▸ Directions for this task
Find and copy each line of the records where the string "page" shows up.

(Part of a data file)
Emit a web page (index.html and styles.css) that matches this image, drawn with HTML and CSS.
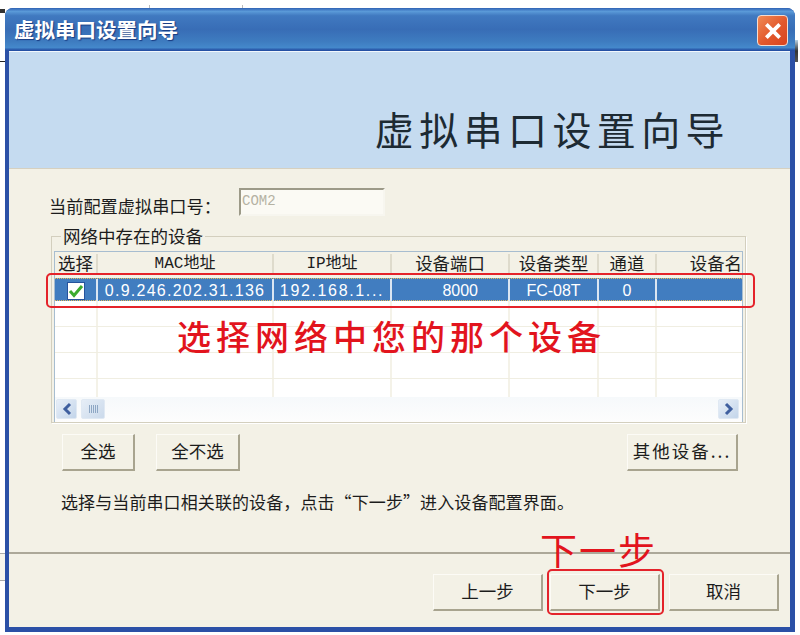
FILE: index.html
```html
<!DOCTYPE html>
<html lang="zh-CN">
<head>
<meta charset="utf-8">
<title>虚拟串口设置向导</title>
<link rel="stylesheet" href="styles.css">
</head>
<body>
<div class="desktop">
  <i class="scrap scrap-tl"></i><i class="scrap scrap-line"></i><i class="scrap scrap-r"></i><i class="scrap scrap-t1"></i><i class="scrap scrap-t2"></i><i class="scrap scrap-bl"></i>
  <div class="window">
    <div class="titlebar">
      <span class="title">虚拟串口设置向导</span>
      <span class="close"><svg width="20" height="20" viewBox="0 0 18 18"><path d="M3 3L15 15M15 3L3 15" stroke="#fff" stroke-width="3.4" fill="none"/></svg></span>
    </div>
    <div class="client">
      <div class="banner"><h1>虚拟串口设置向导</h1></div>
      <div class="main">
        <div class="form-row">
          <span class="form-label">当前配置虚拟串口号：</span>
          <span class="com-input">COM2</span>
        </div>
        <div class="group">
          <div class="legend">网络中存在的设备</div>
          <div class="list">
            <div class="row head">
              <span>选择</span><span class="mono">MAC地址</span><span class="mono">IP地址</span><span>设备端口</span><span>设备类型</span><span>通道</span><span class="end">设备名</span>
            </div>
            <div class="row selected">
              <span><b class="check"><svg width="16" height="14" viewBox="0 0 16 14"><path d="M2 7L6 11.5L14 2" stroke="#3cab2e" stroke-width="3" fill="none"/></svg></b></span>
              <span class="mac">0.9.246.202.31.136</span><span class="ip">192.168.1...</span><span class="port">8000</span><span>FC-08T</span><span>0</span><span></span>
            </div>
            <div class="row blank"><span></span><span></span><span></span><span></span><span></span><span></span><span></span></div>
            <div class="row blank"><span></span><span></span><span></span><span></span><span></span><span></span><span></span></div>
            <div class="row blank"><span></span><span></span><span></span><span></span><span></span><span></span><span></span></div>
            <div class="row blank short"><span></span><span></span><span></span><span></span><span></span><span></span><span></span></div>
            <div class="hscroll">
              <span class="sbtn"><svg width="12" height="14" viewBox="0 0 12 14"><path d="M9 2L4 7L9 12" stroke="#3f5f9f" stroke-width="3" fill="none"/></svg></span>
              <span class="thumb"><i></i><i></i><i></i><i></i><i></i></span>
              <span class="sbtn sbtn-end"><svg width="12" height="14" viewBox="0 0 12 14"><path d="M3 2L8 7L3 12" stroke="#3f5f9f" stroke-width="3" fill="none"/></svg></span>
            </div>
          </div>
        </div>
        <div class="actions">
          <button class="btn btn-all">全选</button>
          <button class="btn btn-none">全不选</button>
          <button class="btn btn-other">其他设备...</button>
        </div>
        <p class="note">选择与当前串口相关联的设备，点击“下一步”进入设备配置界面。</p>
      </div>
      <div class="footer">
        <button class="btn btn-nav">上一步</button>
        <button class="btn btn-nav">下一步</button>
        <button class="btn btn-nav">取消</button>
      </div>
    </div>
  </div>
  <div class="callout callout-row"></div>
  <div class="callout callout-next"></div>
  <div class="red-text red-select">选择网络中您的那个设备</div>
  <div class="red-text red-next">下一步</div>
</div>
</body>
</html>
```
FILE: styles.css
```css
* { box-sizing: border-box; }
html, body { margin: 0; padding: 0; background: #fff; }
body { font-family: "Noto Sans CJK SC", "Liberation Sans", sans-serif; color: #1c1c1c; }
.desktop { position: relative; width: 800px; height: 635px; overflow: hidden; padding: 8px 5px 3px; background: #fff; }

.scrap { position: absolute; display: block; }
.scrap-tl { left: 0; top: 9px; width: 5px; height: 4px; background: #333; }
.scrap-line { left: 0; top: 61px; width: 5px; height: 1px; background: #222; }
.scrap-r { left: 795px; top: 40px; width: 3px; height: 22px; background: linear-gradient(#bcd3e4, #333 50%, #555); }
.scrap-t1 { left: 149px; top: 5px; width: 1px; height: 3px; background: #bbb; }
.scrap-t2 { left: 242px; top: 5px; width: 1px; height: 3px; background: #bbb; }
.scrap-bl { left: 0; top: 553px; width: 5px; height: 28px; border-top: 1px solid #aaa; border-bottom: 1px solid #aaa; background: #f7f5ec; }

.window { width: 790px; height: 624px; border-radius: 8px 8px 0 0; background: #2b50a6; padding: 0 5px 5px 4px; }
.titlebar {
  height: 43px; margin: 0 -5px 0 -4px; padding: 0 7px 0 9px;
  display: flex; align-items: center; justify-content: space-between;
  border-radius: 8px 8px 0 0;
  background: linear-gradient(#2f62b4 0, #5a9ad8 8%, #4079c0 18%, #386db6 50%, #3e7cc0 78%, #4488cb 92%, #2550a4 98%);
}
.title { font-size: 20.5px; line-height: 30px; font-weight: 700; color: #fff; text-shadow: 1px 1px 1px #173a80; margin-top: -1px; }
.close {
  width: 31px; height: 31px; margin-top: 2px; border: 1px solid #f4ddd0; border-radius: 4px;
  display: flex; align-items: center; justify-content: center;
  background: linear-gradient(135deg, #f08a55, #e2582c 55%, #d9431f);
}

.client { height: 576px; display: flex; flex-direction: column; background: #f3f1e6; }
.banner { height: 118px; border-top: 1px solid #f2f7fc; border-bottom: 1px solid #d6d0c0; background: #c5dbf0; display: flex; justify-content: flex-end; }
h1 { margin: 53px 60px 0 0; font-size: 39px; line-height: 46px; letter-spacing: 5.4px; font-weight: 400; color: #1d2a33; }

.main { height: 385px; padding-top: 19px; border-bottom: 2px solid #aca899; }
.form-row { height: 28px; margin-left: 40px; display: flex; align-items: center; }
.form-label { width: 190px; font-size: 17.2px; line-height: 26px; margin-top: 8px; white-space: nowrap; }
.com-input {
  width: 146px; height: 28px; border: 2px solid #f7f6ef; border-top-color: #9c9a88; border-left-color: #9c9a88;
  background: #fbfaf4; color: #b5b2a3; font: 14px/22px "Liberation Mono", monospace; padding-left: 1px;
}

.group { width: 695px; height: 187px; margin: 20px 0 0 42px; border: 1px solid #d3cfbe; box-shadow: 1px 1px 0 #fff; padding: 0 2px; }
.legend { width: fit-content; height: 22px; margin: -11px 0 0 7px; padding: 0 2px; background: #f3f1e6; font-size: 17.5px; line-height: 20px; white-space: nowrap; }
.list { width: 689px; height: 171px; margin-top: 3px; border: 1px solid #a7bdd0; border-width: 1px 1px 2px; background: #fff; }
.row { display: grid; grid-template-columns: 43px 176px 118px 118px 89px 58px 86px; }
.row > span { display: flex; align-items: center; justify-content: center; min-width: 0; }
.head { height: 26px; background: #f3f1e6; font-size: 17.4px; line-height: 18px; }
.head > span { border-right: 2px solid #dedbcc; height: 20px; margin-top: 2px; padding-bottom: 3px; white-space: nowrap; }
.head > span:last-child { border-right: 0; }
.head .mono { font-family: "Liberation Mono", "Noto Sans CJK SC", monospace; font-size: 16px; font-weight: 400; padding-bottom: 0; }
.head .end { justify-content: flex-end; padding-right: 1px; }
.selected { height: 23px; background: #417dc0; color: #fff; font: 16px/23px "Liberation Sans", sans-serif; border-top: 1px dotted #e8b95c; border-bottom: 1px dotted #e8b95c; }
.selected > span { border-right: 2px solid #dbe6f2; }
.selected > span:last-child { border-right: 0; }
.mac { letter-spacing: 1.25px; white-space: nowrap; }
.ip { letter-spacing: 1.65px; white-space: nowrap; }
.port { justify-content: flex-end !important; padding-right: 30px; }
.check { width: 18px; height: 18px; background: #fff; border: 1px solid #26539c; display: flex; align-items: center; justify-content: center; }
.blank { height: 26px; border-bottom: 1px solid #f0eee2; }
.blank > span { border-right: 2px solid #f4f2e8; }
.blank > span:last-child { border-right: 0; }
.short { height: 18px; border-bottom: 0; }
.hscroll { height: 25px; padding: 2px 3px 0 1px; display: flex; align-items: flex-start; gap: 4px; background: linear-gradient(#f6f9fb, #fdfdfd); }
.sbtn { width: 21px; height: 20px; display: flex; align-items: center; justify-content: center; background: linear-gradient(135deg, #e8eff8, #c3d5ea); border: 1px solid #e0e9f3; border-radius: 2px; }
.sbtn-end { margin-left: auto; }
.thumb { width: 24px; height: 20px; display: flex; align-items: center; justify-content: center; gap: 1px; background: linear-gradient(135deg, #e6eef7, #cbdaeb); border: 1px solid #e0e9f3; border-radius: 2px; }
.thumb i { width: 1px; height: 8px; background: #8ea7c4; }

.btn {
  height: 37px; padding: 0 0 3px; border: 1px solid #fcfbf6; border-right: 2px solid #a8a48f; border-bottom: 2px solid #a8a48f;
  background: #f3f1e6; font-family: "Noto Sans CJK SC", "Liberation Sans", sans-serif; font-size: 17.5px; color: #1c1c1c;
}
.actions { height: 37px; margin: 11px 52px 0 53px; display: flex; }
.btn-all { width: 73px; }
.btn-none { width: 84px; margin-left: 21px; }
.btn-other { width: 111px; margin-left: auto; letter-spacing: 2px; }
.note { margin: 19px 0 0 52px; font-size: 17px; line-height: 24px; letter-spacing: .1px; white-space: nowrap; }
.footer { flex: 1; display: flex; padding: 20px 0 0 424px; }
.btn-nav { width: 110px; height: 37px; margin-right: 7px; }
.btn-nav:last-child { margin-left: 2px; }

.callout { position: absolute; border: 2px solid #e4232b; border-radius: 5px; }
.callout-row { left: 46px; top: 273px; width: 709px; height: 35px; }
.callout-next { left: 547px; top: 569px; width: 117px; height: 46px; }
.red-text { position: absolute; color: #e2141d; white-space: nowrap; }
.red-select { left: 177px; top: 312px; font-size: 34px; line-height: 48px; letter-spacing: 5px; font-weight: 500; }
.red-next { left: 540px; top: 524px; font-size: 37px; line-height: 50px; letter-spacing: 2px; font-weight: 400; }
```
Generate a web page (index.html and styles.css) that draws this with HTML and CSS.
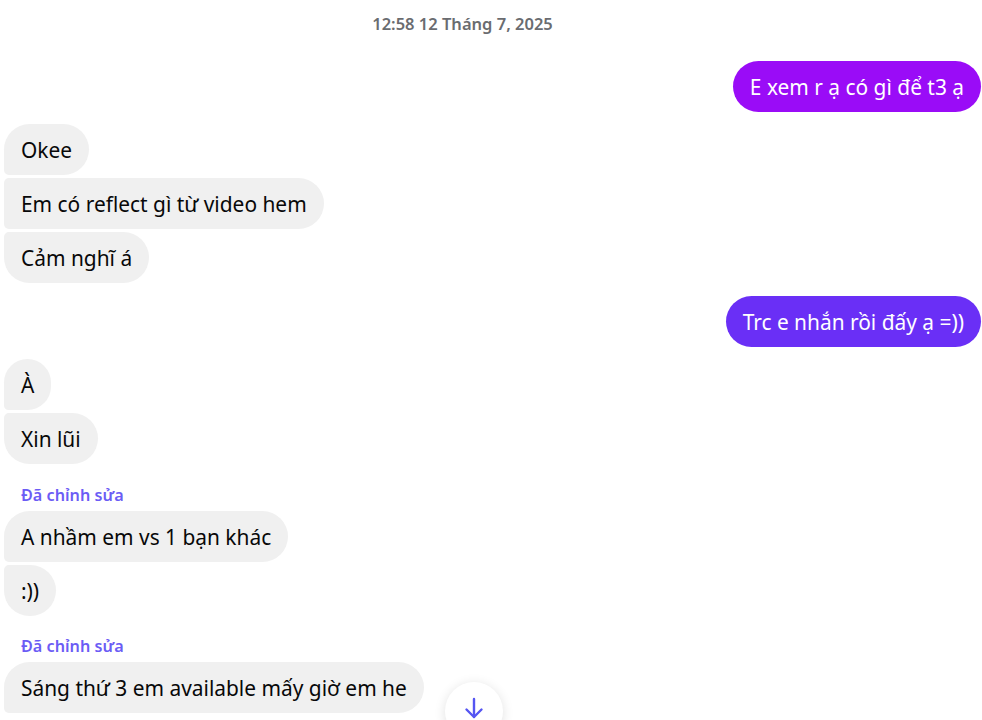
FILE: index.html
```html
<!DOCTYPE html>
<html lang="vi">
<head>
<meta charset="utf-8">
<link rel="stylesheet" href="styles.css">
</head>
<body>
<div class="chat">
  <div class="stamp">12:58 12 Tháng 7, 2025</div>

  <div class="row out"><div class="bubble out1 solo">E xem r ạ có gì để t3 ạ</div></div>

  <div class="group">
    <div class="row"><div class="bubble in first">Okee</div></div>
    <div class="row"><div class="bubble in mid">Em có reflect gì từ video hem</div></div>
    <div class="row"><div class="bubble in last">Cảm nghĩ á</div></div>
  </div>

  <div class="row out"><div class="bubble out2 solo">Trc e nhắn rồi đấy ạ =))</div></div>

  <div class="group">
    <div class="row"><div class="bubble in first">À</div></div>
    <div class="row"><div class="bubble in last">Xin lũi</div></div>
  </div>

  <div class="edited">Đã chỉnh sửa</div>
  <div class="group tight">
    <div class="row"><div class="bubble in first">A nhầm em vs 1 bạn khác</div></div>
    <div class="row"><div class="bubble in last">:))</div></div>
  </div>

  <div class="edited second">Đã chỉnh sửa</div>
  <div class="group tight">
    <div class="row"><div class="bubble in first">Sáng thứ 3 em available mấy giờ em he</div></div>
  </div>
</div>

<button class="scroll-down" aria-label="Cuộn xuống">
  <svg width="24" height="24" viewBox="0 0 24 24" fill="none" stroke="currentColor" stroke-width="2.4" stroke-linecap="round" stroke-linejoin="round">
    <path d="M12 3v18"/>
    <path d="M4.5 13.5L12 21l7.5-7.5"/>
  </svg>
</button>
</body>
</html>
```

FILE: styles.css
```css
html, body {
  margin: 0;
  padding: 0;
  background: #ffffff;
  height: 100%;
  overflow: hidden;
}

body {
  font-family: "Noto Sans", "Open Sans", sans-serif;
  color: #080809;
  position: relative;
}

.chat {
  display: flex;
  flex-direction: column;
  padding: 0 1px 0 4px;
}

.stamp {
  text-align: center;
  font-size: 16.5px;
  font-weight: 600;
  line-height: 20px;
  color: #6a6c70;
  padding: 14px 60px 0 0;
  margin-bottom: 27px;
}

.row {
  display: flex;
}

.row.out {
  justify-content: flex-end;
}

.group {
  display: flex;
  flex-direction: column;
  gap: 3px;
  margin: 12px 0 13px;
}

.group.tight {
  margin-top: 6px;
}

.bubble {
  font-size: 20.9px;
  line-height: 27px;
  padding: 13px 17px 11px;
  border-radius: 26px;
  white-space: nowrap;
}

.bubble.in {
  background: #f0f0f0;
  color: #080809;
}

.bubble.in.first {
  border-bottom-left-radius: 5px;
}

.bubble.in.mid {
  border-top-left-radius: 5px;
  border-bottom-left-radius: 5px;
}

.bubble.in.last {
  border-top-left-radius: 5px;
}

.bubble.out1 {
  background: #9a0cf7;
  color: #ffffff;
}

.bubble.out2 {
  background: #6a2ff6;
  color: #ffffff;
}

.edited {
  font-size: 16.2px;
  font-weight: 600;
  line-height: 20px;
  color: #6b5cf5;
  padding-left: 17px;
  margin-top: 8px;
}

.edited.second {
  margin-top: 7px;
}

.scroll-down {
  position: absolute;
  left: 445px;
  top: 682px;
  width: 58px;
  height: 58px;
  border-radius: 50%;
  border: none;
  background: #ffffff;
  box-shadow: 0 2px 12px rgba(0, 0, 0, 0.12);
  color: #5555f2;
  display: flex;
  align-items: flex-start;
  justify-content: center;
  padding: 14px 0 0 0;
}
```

▸ The result
Emit a web page (index.html and styles.css) that matches this image, drawn with HTML and CSS.
Generate a web page (index.html and styles.css) that draws this with HTML and CSS.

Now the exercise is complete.